--- Start Provided data ---

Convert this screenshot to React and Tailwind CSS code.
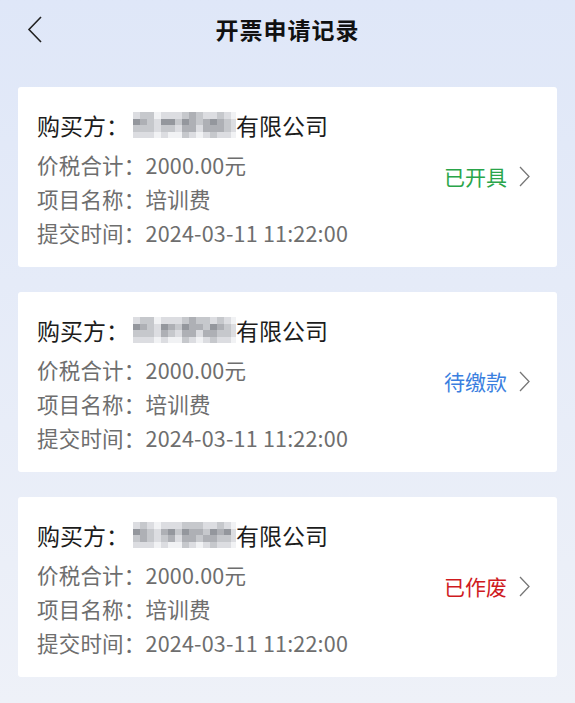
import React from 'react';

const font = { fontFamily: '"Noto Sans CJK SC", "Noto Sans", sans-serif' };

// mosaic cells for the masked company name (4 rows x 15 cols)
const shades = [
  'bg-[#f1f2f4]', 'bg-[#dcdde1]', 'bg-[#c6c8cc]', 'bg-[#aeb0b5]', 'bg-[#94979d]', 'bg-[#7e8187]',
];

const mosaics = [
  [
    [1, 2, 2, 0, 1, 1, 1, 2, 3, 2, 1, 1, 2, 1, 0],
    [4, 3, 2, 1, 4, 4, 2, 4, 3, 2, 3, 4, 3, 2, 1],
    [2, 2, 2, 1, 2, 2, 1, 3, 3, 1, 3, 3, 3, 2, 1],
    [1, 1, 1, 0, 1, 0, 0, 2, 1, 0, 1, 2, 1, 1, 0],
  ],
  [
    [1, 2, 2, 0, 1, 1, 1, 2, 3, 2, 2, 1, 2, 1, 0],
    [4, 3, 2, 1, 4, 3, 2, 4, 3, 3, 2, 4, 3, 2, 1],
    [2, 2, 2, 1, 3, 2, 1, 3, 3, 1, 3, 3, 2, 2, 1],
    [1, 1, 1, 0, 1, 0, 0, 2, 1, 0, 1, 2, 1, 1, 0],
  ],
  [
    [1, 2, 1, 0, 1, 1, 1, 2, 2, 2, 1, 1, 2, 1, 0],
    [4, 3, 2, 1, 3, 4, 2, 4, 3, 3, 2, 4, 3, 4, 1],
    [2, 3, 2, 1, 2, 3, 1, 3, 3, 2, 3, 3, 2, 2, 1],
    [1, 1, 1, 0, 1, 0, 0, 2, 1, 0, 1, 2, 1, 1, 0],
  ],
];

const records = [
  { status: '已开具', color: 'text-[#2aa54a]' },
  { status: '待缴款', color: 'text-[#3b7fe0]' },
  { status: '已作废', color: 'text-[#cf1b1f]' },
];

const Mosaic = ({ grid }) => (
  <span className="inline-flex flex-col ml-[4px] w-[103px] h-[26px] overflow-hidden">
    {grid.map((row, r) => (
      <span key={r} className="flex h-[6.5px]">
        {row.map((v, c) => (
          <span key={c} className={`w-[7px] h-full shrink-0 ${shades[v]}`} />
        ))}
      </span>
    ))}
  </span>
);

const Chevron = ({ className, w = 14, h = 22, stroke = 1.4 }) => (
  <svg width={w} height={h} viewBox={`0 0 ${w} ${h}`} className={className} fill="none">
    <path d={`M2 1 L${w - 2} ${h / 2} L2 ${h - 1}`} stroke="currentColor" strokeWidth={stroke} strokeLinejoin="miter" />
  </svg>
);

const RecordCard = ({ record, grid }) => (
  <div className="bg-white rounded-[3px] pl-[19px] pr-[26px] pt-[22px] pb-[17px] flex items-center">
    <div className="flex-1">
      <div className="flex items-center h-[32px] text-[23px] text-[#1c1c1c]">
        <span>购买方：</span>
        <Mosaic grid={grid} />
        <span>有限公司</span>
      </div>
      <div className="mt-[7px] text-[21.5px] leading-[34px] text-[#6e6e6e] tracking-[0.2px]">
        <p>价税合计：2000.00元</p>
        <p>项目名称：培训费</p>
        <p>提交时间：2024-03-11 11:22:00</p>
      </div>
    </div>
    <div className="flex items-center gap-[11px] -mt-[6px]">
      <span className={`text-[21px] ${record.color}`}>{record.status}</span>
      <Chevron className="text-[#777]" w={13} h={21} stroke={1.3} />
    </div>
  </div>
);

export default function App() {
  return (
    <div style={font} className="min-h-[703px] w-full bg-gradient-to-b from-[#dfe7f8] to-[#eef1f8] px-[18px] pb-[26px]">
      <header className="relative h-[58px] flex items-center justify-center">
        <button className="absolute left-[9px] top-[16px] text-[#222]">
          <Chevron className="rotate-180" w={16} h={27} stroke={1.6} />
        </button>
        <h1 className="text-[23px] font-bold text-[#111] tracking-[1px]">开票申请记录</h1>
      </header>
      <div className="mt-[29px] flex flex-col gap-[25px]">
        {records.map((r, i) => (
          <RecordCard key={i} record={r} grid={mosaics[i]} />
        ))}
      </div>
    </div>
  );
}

--- End Provided data ---
--- Start Provided data ---

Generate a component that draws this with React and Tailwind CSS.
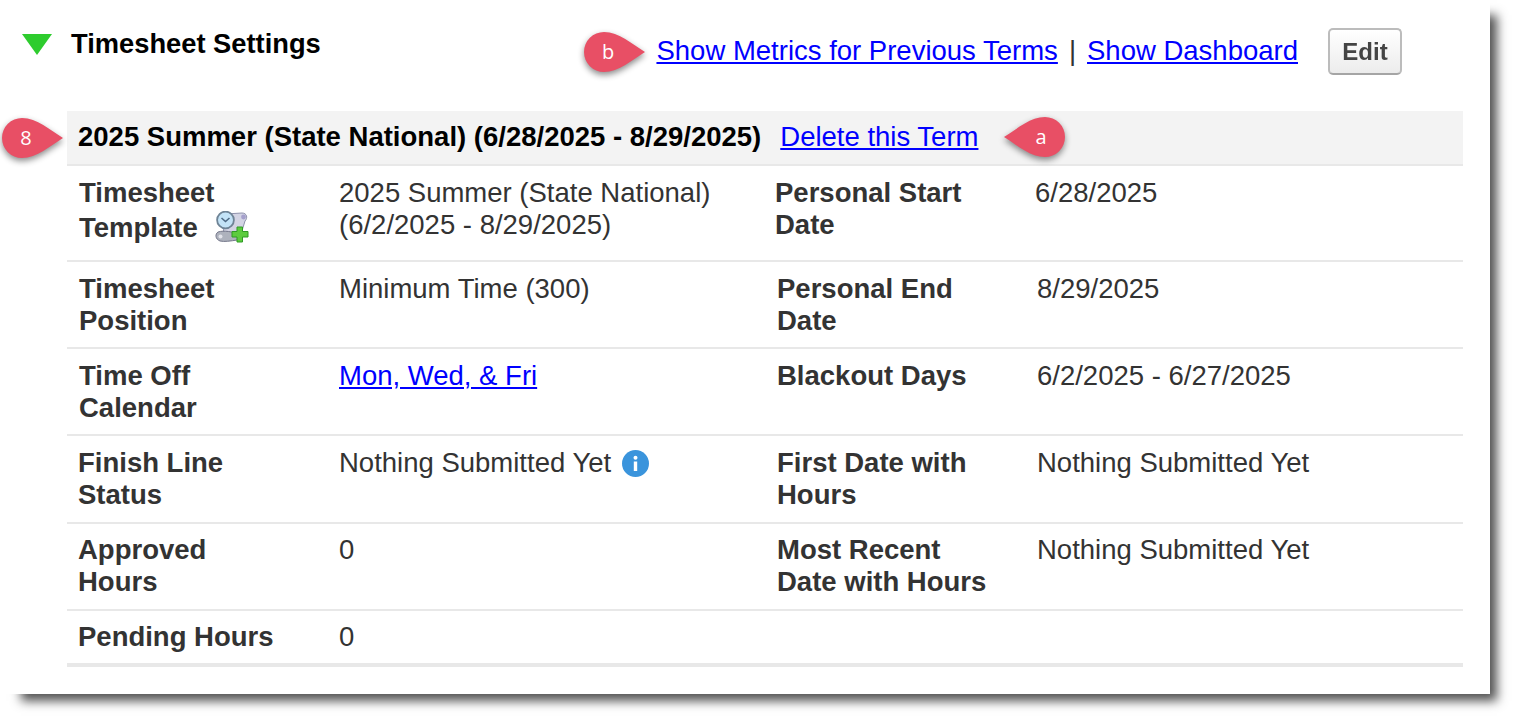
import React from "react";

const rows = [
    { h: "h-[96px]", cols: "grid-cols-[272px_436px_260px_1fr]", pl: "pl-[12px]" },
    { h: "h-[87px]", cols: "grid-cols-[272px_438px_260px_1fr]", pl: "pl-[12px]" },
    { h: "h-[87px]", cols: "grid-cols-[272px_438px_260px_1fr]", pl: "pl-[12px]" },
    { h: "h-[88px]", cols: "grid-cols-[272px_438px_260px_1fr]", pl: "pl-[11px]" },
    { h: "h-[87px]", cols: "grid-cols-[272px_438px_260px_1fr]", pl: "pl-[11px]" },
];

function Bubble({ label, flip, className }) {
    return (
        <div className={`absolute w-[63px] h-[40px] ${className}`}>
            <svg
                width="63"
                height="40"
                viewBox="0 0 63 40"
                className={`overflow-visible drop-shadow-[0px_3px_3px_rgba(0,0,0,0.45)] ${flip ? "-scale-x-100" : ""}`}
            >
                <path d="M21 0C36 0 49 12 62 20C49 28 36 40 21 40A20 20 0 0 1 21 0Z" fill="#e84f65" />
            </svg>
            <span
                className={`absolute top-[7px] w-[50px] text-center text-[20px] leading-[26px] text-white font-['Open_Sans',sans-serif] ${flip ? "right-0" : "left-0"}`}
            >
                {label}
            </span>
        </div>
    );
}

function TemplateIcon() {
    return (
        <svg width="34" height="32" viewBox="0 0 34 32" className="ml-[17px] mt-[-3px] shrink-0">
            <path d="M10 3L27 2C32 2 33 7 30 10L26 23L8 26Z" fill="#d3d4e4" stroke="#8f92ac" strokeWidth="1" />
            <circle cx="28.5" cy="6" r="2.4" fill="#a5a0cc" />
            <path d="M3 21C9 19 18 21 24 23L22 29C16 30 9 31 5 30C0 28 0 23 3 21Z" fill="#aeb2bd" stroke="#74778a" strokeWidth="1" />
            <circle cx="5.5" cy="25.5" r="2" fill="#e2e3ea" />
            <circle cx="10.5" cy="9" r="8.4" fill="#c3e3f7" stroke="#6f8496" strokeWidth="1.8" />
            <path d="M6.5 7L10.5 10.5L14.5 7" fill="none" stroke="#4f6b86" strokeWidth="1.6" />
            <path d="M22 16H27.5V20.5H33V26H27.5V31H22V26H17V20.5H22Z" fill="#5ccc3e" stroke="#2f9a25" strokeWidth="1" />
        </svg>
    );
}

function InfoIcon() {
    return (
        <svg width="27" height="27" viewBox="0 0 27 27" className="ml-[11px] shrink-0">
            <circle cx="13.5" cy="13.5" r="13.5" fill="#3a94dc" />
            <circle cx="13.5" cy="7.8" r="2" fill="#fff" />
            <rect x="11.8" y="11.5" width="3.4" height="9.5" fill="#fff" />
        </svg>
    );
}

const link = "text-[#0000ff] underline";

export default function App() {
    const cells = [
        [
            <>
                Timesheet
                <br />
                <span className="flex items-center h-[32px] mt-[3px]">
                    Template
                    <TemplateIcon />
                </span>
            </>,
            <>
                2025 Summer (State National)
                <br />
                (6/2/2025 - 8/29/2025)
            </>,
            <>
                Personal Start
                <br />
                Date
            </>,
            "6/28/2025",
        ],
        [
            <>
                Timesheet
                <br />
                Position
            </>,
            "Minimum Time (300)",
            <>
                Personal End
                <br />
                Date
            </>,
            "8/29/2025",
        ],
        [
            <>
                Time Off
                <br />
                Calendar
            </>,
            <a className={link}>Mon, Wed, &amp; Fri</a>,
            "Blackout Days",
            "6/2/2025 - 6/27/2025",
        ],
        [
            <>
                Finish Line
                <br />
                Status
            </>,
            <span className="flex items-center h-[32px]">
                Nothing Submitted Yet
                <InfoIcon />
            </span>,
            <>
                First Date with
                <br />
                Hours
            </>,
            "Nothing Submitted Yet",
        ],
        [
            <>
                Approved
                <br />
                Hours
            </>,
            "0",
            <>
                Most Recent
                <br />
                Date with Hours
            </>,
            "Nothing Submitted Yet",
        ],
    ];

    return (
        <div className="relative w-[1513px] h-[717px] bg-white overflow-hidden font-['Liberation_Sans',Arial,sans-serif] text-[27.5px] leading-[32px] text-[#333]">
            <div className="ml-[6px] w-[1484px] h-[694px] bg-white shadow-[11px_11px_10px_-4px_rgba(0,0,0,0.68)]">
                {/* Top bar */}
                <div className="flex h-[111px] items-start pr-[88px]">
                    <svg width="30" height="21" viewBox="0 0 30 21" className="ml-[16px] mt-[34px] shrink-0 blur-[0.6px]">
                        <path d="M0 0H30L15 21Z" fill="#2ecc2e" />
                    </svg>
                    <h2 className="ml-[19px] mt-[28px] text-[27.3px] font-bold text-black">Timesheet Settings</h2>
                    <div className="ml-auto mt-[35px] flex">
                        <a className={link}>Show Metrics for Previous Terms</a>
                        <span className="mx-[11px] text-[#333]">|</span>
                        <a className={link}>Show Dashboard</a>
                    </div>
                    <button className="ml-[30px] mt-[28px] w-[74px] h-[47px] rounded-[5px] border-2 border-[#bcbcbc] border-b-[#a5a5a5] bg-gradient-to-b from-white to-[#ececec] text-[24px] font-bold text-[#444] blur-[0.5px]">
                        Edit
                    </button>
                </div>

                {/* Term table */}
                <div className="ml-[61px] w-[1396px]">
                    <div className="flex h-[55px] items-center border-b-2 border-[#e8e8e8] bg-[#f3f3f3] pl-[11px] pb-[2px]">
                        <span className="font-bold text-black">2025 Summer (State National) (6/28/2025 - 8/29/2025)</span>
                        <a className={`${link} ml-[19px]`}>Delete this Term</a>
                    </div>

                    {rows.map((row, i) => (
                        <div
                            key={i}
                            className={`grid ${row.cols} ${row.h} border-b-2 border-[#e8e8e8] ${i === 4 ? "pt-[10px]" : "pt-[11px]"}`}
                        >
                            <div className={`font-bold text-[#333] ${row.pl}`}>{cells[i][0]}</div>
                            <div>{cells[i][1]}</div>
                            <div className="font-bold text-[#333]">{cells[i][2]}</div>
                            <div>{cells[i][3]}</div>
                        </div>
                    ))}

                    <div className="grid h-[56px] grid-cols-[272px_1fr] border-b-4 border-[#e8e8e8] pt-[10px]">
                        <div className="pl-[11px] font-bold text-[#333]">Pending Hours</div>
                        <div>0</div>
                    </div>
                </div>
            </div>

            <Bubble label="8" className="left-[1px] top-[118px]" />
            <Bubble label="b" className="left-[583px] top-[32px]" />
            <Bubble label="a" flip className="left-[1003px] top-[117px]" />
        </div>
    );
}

--- End Provided data ---
--- Start Provided data ---

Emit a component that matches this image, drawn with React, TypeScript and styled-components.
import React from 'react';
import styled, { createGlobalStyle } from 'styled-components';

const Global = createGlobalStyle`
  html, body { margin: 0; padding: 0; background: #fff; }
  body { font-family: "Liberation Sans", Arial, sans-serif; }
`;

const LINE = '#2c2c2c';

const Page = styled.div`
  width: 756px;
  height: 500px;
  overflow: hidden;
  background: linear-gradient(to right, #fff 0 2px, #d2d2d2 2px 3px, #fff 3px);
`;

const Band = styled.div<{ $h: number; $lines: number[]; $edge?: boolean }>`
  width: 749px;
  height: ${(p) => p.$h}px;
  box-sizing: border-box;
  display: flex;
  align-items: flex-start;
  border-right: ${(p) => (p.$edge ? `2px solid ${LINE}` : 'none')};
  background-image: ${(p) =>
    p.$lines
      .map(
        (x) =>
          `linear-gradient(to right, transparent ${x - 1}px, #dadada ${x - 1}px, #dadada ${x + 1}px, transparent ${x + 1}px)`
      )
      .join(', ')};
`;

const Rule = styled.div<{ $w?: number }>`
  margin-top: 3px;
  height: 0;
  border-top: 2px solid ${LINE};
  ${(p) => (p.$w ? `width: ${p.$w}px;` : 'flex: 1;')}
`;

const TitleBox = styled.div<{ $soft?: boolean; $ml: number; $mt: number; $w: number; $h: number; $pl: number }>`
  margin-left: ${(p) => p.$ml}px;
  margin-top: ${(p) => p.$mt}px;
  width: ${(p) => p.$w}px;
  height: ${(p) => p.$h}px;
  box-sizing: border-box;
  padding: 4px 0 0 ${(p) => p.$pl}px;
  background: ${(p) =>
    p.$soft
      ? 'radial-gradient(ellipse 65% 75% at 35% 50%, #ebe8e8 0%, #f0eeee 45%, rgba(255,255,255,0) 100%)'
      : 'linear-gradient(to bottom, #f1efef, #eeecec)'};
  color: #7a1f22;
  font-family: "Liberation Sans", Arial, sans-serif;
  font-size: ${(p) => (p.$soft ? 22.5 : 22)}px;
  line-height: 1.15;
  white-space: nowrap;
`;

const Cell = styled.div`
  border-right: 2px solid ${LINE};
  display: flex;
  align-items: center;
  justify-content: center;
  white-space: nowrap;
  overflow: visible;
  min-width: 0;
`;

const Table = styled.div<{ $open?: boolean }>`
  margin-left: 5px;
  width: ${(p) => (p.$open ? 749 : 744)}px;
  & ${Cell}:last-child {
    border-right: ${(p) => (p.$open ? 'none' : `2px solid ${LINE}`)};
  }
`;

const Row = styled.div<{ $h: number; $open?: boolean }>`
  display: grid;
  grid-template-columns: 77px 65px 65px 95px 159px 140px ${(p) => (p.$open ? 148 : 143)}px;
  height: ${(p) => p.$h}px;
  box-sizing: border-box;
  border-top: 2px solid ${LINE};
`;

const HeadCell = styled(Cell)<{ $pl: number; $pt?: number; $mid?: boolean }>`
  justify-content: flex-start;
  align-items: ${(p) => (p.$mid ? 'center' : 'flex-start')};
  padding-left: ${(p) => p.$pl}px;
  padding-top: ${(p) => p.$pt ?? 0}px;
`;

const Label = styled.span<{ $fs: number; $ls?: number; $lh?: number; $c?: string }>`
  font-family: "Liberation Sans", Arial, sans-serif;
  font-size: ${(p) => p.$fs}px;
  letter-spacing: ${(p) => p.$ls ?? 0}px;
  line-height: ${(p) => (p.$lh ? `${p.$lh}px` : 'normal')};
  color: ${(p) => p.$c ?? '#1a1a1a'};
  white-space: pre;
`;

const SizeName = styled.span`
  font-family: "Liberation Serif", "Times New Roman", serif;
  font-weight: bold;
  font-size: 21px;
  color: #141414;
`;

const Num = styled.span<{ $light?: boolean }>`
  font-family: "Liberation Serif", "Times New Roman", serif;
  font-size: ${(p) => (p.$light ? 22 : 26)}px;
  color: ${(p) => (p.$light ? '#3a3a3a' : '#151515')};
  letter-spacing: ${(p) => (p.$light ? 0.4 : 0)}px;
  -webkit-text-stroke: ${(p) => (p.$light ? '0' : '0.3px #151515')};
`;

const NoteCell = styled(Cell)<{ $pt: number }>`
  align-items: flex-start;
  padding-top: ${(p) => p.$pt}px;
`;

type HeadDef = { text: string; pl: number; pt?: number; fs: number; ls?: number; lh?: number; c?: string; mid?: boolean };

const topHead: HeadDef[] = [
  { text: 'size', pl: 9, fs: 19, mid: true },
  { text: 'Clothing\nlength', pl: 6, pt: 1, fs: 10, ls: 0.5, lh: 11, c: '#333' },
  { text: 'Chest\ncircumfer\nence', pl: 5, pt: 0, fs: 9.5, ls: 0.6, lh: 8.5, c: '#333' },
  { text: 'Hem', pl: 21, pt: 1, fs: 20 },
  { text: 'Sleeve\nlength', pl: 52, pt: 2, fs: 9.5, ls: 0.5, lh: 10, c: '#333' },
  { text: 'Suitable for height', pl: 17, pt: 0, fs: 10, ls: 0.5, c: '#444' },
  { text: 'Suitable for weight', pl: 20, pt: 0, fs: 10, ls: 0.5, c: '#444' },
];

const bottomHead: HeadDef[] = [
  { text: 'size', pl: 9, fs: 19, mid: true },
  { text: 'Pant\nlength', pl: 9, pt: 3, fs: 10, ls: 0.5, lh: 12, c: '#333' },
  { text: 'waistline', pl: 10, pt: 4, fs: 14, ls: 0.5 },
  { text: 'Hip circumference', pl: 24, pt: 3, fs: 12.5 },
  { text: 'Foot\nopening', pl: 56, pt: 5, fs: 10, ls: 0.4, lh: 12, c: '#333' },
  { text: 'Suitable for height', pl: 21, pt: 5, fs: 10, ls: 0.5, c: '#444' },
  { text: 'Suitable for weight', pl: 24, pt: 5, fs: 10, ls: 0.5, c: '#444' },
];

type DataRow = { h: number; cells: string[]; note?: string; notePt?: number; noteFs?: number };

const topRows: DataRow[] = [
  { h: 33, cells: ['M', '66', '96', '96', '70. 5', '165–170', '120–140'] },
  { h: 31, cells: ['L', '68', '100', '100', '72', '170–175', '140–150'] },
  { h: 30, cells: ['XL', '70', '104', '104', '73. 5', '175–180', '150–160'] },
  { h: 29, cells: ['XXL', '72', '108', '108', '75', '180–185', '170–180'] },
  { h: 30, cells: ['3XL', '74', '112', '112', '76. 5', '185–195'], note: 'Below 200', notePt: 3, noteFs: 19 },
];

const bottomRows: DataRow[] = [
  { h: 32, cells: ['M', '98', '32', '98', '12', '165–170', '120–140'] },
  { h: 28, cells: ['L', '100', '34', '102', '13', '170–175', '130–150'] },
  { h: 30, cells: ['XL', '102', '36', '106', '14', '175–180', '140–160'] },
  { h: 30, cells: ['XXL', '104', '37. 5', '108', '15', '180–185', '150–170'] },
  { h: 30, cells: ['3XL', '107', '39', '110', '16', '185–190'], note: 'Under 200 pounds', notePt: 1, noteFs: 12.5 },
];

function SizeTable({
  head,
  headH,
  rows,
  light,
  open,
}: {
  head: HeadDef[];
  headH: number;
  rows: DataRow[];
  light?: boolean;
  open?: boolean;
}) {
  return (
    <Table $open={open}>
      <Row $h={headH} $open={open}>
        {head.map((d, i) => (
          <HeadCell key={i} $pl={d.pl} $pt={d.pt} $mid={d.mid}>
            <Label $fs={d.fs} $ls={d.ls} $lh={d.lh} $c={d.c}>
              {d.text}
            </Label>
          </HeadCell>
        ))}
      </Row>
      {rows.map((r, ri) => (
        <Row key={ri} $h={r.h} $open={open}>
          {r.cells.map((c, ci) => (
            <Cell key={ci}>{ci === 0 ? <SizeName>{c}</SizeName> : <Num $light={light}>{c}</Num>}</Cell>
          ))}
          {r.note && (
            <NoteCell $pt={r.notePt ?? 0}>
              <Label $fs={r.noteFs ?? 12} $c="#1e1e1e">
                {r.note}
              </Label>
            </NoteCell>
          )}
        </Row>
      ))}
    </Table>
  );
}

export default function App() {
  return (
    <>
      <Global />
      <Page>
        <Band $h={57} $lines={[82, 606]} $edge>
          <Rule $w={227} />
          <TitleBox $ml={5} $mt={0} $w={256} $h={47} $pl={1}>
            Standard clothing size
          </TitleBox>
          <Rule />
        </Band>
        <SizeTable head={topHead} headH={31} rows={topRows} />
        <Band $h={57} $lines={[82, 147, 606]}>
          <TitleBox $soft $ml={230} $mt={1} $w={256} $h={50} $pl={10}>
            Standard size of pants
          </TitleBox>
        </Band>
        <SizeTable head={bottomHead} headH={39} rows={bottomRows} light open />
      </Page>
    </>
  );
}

--- End Provided data ---

Written exercise: Of all the lines in the entries, how many contain the word "Tailwind"? Give only the number.

Problem solution: 2